▶ _Task to complete_: Your copy of the material below should match it exactly, except that it holds no pictures.

---- Dataset excerpt

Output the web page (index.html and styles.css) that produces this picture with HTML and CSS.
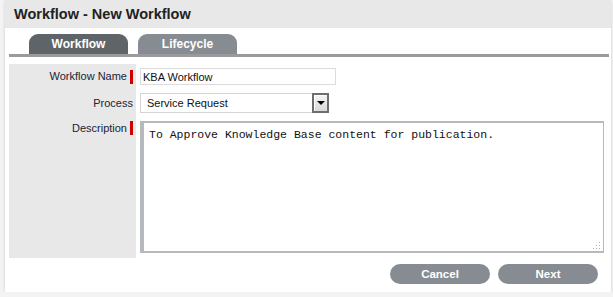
FILE: index.html
```html
<!DOCTYPE html>
<html lang="en">
<head>
    <meta charset="UTF-8">
    <meta name="viewport" content="width=device-width, initial-scale=1.0">
    <title>Workflow - New Workflow</title>
    <link rel="stylesheet" href="styles.css">
</head>
<body>
    <div class="page">
        <div class="page-header">
            <h1>Workflow - New Workflow</h1>
        </div>

        <div class="panel">
            <div class="tabs">
                <a class="tab tab-active" href="#">Workflow</a>
                <a class="tab" href="#">Lifecycle</a>
            </div>

            <div class="form">
                <div class="form-label row-name">Workflow Name<span class="required"></span></div>
                <div class="form-field row-name">
                    <input class="text-input" type="text" value="KBA Workflow">
                </div>

                <div class="form-label row-process">Process</div>
                <div class="form-field row-process">
                    <div class="select">
                        <span class="select-value">Service Request</span>
                        <span class="select-btn"><span class="select-arrow"></span></span>
                    </div>
                </div>

                <div class="form-label row-desc">Description<span class="required"></span></div>
                <div class="form-field row-desc">
                    <div class="textarea-wrap">
                        <textarea class="textarea">To Approve Knowledge Base content for publication.</textarea>
                        <svg class="grip" width="8" height="8" viewBox="0 0 8 8">
                            <rect x="6" y="0" width="1" height="1" fill="#b5b5b5"/>
                            <rect x="6" y="3" width="1" height="1" fill="#b5b5b5"/>
                            <rect x="3" y="3" width="1" height="1" fill="#b5b5b5"/>
                            <rect x="6" y="6" width="1" height="1" fill="#b5b5b5"/>
                            <rect x="3" y="6" width="1" height="1" fill="#b5b5b5"/>
                            <rect x="0" y="6" width="1" height="1" fill="#b5b5b5"/>
                        </svg>
                    </div>
                </div>
            </div>

            <div class="form-actions">
                <button class="btn" id="cancel">Cancel</button>
                <button class="btn" id="next">Next</button>
            </div>
        </div>
    </div>
</body>
</html>
```

FILE: styles.css
```css
body {
    margin: 0;
    padding: 0;
    background: #f3f3f3;
    font-family: "Liberation Sans", Arial, sans-serif;
    font-size: 11px;
    color: #222222;
}

.page {
    margin-left: 5px;
    width: 606px;
    background: #ffffff;
    box-shadow: 0 1px 3px rgba(0, 0, 0, 0.15);
}

.page-header {
    background: #e8e8e8;
    height: 28px;
    padding-left: 9px;
}

.page-header h1 {
    margin: 0;
    font-size: 14.5px;
    line-height: 28px;
    font-weight: bold;
    color: #222222;
}

.panel {
    padding: 6px 2px 8px 4px;
}

.tabs {
    display: flex;
    gap: 10px;
    padding-left: 20px;
    border-bottom: 3px solid #9a9a9a;
}

.tab {
    display: block;
    width: 99px;
    height: 20px;
    border-radius: 9px 9px 0 0;
    background: #868c91;
    color: #ffffff;
    font-size: 12px;
    font-weight: bold;
    line-height: 20px;
    text-align: center;
    text-decoration: none;
}

.tab-active {
    background: #5f6468;
}

.form {
    display: grid;
    grid-template-columns: 127px 1fr;
    column-gap: 4px;
    margin-top: 7px;
}

.form-label {
    display: flex;
    justify-content: flex-end;
    align-items: flex-start;
    background: #e8e8e8;
    padding: 4px 3px 4px 0;
    color: #222233;
}

.form-field {
    padding: 4px 0;
}

.row-name.form-label { line-height: 17px; }
.row-name.form-label .required { margin-top: 2px; }
.row-process.form-label { line-height: 20px; }
.row-desc.form-label { line-height: 14px; padding-bottom: 5px; }
.row-desc.form-field { padding-bottom: 5px; }

.required {
    display: inline-block;
    width: 3px;
    height: 14px;
    margin-left: 3px;
    background: #cc0000;
}

.text-input {
    display: block;
    box-sizing: border-box;
    width: 196px;
    height: 17px;
    margin: 0;
    padding: 0 2px;
    border: 1px solid #dcdcdc;
    font-family: inherit;
    font-size: 11px;
    color: #111111;
    outline: none;
}

.select {
    display: flex;
    align-items: center;
    box-sizing: border-box;
    width: 189px;
    height: 20px;
    border: 1px solid #d4d4d4;
    border-right: none;
}

.select-value {
    padding-left: 6px;
    color: #111111;
}

.select-btn {
    display: flex;
    align-items: center;
    justify-content: center;
    box-sizing: border-box;
    width: 17px;
    height: 20px;
    margin: -1px 0 -1px auto;
    border: 2px solid #6e6e6e;
    box-shadow: inset 1px 1px 0 #ffffff;
    background: linear-gradient(#f4f4f4, #d9d9d9);
}

.select-arrow {
    width: 0;
    height: 0;
    border-left: 4px solid transparent;
    border-right: 4px solid transparent;
    border-top: 4px solid #000000;
}

.textarea-wrap {
    position: relative;
    width: 464px;
}

.textarea {
    display: block;
    box-sizing: border-box;
    width: 464px;
    height: 132px;
    margin: 0;
    padding: 5px 5px;
    border-style: solid;
    border-color: #b6babe;
    border-width: 2px 1px 2px 4px;
    font-family: "Liberation Mono", "Courier New", monospace;
    font-size: 11.5px;
    line-height: 14px;
    color: #111111;
    resize: none;
    outline: none;
}

.grip {
    position: absolute;
    right: 3px;
    bottom: 3px;
}

.form-actions {
    display: flex;
    justify-content: flex-end;
    gap: 8px;
    padding: 6px 11px 0 0;
}

.btn {
    width: 100px;
    height: 20px;
    padding: 0;
    border: none;
    border-radius: 10px;
    background: #868c91;
    color: #ffffff;
    font-family: inherit;
    font-size: 11.5px;
    font-weight: bold;
    cursor: pointer;
}
```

--------

▶ _Task response_:
Output the web page (index.html and styles.css) that produces this picture with HTML and CSS.
FILE: index.html
```html
<!DOCTYPE html>
<html lang="en">
<head>
    <meta charset="UTF-8">
    <meta name="viewport" content="width=device-width, initial-scale=1.0">
    <title>Workflow - New Workflow</title>
    <link rel="stylesheet" href="styles.css">
</head>
<body>
    <div class="page">
        <div class="page-header">
            <h1>Workflow - New Workflow</h1>
        </div>

        <div class="panel">
            <div class="tabs">
                <a class="tab tab-active" href="#">Workflow</a>
                <a class="tab" href="#">Lifecycle</a>
            </div>

            <div class="form">
                <div class="form-label row-name">Workflow Name<span class="required"></span></div>
                <div class="form-field row-name">
                    <input class="text-input" type="text" value="KBA Workflow">
                </div>

                <div class="form-label row-process">Process</div>
                <div class="form-field row-process">
                    <div class="select">
                        <span class="select-value">Service Request</span>
                        <span class="select-btn"><span class="select-arrow"></span></span>
                    </div>
                </div>

                <div class="form-label row-desc">Description<span class="required"></span></div>
                <div class="form-field row-desc">
                    <div class="textarea-wrap">
                        <textarea class="textarea">To Approve Knowledge Base content for publication.</textarea>
                        <svg class="grip" width="8" height="8" viewBox="0 0 8 8">
                            <rect x="6" y="0" width="1" height="1" fill="#b5b5b5"/>
                            <rect x="6" y="3" width="1" height="1" fill="#b5b5b5"/>
                            <rect x="3" y="3" width="1" height="1" fill="#b5b5b5"/>
                            <rect x="6" y="6" width="1" height="1" fill="#b5b5b5"/>
                            <rect x="3" y="6" width="1" height="1" fill="#b5b5b5"/>
                            <rect x="0" y="6" width="1" height="1" fill="#b5b5b5"/>
                        </svg>
                    </div>
                </div>
            </div>

            <div class="form-actions">
                <button class="btn" id="cancel">Cancel</button>
                <button class="btn" id="next">Next</button>
            </div>
        </div>
    </div>
</body>
</html>
```

FILE: styles.css
```css
body {
    margin: 0;
    padding: 0;
    background: #f3f3f3;
    font-family: "Liberation Sans", Arial, sans-serif;
    font-size: 11px;
    color: #222222;
}

.page {
    margin-left: 5px;
    width: 606px;
    background: #ffffff;
    box-shadow: 0 1px 3px rgba(0, 0, 0, 0.15);
}

.page-header {
    background: #e8e8e8;
    height: 28px;
    padding-left: 9px;
}

.page-header h1 {
    margin: 0;
    font-size: 14.5px;
    line-height: 28px;
    font-weight: bold;
    color: #222222;
}

.panel {
    padding: 6px 2px 8px 4px;
}

.tabs {
    display: flex;
    gap: 10px;
    padding-left: 20px;
    border-bottom: 3px solid #9a9a9a;
}

.tab {
    display: block;
    width: 99px;
    height: 20px;
    border-radius: 9px 9px 0 0;
    background: #868c91;
    color: #ffffff;
    font-size: 12px;
    font-weight: bold;
    line-height: 20px;
    text-align: center;
    text-decoration: none;
}

.tab-active {
    background: #5f6468;
}

.form {
    display: grid;
    grid-template-columns: 127px 1fr;
    column-gap: 4px;
    margin-top: 7px;
}

.form-label {
    display: flex;
    justify-content: flex-end;
    align-items: flex-start;
    background: #e8e8e8;
    padding: 4px 3px 4px 0;
    color: #222233;
}

.form-field {
    padding: 4px 0;
}

.row-name.form-label { line-height: 17px; }
.row-name.form-label .required { margin-top: 2px; }
.row-process.form-label { line-height: 20px; }
.row-desc.form-label { line-height: 14px; padding-bottom: 5px; }
.row-desc.form-field { padding-bottom: 5px; }

.required {
    display: inline-block;
    width: 3px;
    height: 14px;
    margin-left: 3px;
    background: #cc0000;
}

.text-input {
    display: block;
    box-sizing: border-box;
    width: 196px;
    height: 17px;
    margin: 0;
    padding: 0 2px;
    border: 1px solid #dcdcdc;
    font-family: inherit;
    font-size: 11px;
    color: #111111;
    outline: none;
}

.select {
    display: flex;
    align-items: center;
    box-sizing: border-box;
    width: 189px;
    height: 20px;
    border: 1px solid #d4d4d4;
    border-right: none;
}

.select-value {
    padding-left: 6px;
    color: #111111;
}

.select-btn {
    display: flex;
    align-items: center;
    justify-content: center;
    box-sizing: border-box;
    width: 17px;
    height: 20px;
    margin: -1px 0 -1px auto;
    border: 2px solid #6e6e6e;
    box-shadow: inset 1px 1px 0 #ffffff;
    background: linear-gradient(#f4f4f4, #d9d9d9);
}

.select-arrow {
    width: 0;
    height: 0;
    border-left: 4px solid transparent;
    border-right: 4px solid transparent;
    border-top: 4px solid #000000;
}

.textarea-wrap {
    position: relative;
    width: 464px;
}

.textarea {
    display: block;
    box-sizing: border-box;
    width: 464px;
    height: 132px;
    margin: 0;
    padding: 5px 5px;
    border-style: solid;
    border-color: #b6babe;
    border-width: 2px 1px 2px 4px;
    font-family: "Liberation Mono", "Courier New", monospace;
    font-size: 11.5px;
    line-height: 14px;
    color: #111111;
    resize: none;
    outline: none;
}

.grip {
    position: absolute;
    right: 3px;
    bottom: 3px;
}

.form-actions {
    display: flex;
    justify-content: flex-end;
    gap: 8px;
    padding: 6px 11px 0 0;
}

.btn {
    width: 100px;
    height: 20px;
    padding: 0;
    border: none;
    border-radius: 10px;
    background: #868c91;
    color: #ffffff;
    font-family: inherit;
    font-size: 11.5px;
    font-weight: bold;
    cursor: pointer;
}
```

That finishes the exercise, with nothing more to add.